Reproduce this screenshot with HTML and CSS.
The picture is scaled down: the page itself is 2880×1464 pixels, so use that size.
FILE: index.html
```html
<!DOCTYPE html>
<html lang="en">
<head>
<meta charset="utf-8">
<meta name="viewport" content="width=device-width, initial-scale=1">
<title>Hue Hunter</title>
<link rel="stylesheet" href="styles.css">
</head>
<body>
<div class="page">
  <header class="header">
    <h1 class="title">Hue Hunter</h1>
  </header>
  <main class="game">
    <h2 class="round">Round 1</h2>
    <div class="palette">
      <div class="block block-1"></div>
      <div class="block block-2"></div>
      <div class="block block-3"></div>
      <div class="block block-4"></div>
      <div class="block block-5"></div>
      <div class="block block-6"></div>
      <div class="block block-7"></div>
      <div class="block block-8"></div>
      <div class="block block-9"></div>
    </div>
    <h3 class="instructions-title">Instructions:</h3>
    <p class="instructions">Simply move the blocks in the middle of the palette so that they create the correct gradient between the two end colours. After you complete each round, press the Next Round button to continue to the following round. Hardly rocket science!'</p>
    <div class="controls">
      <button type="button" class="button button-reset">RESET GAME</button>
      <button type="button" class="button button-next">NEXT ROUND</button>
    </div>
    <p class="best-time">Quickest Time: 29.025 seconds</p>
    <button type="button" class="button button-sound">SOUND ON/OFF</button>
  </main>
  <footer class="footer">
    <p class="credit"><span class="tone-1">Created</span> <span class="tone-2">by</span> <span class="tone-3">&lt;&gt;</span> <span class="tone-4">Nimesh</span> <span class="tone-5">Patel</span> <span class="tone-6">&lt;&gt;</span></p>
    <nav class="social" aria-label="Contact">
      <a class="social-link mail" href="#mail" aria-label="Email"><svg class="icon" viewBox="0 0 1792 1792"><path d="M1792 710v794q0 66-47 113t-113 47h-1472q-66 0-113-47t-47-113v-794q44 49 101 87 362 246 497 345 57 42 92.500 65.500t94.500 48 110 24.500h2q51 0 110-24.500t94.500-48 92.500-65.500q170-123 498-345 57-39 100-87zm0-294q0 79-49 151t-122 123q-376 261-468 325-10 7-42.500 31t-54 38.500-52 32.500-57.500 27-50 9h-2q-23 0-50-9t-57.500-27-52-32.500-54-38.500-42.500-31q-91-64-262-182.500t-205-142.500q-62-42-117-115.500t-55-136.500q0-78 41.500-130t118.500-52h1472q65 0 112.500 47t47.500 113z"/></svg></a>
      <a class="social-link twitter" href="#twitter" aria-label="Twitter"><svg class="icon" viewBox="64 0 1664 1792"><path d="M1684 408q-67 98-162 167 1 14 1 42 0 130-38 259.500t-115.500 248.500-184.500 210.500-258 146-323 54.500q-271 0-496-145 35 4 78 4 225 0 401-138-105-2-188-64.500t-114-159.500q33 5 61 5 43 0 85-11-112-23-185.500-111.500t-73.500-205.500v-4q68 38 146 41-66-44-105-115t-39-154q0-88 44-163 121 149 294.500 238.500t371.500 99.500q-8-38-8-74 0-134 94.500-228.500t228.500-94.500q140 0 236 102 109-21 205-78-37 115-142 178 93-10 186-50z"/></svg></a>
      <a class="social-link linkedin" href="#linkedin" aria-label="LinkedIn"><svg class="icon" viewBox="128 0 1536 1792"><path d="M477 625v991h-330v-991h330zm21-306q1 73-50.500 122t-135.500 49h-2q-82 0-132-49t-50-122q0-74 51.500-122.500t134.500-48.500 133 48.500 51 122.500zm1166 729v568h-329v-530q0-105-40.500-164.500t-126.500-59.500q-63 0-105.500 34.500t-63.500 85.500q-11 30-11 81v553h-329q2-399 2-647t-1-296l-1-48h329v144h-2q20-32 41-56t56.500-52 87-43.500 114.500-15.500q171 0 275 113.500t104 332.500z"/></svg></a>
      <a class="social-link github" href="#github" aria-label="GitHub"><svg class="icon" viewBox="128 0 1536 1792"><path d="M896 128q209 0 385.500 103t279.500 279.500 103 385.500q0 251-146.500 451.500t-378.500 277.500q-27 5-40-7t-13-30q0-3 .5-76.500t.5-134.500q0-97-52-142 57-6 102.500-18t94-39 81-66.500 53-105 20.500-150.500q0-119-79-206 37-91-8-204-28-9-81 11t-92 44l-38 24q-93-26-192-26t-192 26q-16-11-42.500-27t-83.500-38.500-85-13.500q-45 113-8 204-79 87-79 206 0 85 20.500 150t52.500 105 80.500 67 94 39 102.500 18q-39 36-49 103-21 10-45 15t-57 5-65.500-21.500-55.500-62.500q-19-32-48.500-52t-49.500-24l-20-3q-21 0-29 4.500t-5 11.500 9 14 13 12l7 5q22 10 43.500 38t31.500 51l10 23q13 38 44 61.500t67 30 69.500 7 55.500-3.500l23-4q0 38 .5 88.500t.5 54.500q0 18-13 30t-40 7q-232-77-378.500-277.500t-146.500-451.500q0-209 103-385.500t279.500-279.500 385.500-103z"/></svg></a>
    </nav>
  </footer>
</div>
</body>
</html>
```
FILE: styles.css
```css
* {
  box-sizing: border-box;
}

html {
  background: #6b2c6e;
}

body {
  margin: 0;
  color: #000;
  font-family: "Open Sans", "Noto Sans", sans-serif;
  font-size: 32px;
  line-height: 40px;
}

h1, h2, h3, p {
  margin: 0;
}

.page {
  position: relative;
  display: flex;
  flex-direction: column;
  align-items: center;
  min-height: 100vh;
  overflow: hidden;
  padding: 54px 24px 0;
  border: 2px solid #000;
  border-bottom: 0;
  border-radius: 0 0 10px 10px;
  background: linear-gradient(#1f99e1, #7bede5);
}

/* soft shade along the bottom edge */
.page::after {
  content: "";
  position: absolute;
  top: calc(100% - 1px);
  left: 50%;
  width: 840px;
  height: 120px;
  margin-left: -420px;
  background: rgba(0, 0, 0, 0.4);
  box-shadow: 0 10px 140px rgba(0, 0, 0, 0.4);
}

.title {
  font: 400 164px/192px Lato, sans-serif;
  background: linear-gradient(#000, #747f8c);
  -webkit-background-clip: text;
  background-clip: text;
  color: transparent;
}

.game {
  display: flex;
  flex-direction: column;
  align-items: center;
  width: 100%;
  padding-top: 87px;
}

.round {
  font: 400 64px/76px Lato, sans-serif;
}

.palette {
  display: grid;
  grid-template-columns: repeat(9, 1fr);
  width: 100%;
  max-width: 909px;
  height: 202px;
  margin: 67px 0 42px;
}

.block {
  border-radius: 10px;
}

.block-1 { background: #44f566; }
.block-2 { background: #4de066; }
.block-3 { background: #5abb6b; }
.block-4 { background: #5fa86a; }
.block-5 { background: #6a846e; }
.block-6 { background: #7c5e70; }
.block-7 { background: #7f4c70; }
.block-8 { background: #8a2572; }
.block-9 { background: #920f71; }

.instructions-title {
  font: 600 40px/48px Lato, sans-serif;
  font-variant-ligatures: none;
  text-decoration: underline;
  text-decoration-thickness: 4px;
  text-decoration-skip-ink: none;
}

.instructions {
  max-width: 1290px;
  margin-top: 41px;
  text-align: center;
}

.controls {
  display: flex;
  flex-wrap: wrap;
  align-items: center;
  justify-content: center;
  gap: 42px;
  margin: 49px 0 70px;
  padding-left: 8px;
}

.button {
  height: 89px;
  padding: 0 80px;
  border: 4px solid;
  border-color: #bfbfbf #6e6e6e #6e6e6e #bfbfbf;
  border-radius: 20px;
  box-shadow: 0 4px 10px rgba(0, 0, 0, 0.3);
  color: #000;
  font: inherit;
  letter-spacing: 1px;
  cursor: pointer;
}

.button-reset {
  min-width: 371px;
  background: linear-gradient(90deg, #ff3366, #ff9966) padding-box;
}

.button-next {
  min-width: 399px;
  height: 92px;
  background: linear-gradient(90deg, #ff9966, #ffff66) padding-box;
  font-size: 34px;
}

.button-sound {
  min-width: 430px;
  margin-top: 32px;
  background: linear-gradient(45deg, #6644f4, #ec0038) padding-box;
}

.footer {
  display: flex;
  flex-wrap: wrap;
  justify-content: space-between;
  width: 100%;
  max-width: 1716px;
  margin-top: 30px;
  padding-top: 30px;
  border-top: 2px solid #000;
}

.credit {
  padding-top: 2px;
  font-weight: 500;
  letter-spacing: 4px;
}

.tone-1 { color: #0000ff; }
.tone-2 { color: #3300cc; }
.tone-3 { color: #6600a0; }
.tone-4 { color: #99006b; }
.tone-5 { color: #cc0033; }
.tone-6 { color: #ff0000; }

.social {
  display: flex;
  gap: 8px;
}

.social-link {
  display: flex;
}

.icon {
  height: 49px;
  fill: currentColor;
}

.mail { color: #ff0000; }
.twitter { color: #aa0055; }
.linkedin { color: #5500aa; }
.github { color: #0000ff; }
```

____________

→ **Task details**: Sift the material for lines with the string "that". Copy each one found.

→ **In response**:
The picture is scaled down: the page itself is 2880×1464 pixels, so use that size.
    <p class="instructions">Simply move the blocks in the middle of the palette so that they create the correct gradient between the two end colours. After you complete each round, press the Next Round button to continue to the following round. Hardly rocket science!'</p>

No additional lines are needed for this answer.